Who should skip Gong first
Skip or delay Gong if the sales team is tiny, the call volume is low, or the immediate need is simpler meeting notes. A smaller team may get enough value from CRM-native AI notes, Zoom/Teams summaries, or a lighter transcription tool while it builds repeatable sales process.
Also pause if call-recording consent, customer privacy, or data-retention rules are unresolved. Revenue intelligence platforms hold sensitive customer and prospect conversations. Legal, security, and sales leadership should agree on recording rules before a broad rollout.
Implementation reality
A good pilot should include real reps, real managers, representative sales calls, CRM sync, and a weekly review cadence. Do not judge Gong only from a polished demo with perfect transcripts and obvious coaching moments.

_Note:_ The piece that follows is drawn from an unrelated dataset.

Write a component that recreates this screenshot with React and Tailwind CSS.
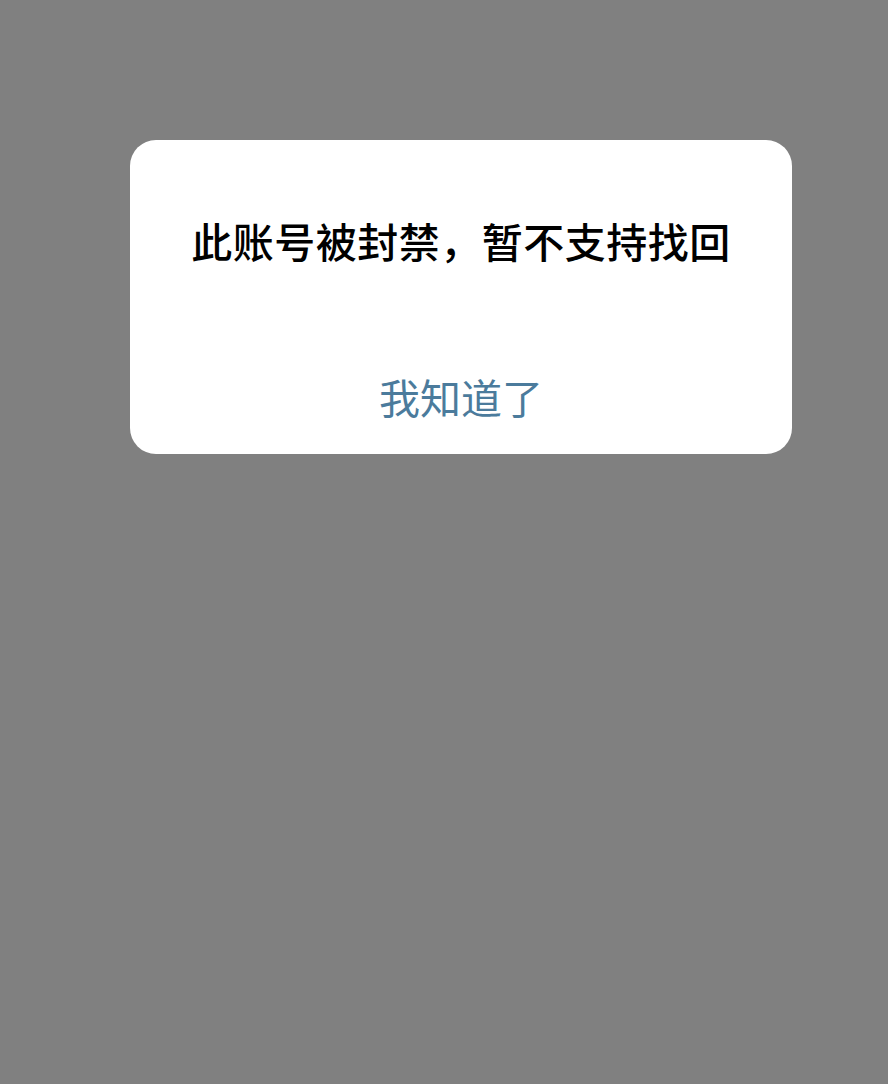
export default function App() {
  return (
    <div className="min-h-[1084px] w-full bg-[#808080] pt-[140px]" style={{ fontFamily: '"Noto Sans CJK SC", "Noto Sans", sans-serif' }}>
      <div className="ml-[130px] w-[662px] h-[314px] rounded-[26px] bg-white flex flex-col items-center pt-[80px]">
        <div className="text-[41px] leading-[41px] text-black font-medium tracking-[0.5px]">此账号被封禁，暂不支持找回</div>
        <div className="mt-[115px] text-[41px] leading-[41px] text-[#4b7b9c] font-normal">我知道了</div>
      </div>
    </div>
  );
}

Measure whether the tool changes behavior. Are managers coaching with evidence? Are reps improving discovery and next steps? Are deal risks surfaced earlier? Are CRM fields cleaner? Are product and marketing teams learning useful market feedback?
The rollout also needs employee and customer communication. Decide when calls are recorded, how participants are notified, how recordings are retained, who can access them, and how sensitive calls are handled.
Pricing and packaging caveats
Clarify the exact commercial unit: seats, recorded users, teams, modules, AI features, data retention, integrations, support, implementation services, and renewal terms. Ask what happens when more reps, managers, regions, or customer-facing teams are added.
Because revenue platforms can expand across sales, customer success, enablement, and product feedback, model the second-year footprint before signing the first-year contract.
Gong alternatives
Compare Clari when forecasting discipline and revenue process are the primary gaps. Compare Outreach or Salesloft when sales engagement execution is the bigger need. Compare Apollo when prospecting and data coverage matter more than call intelligence.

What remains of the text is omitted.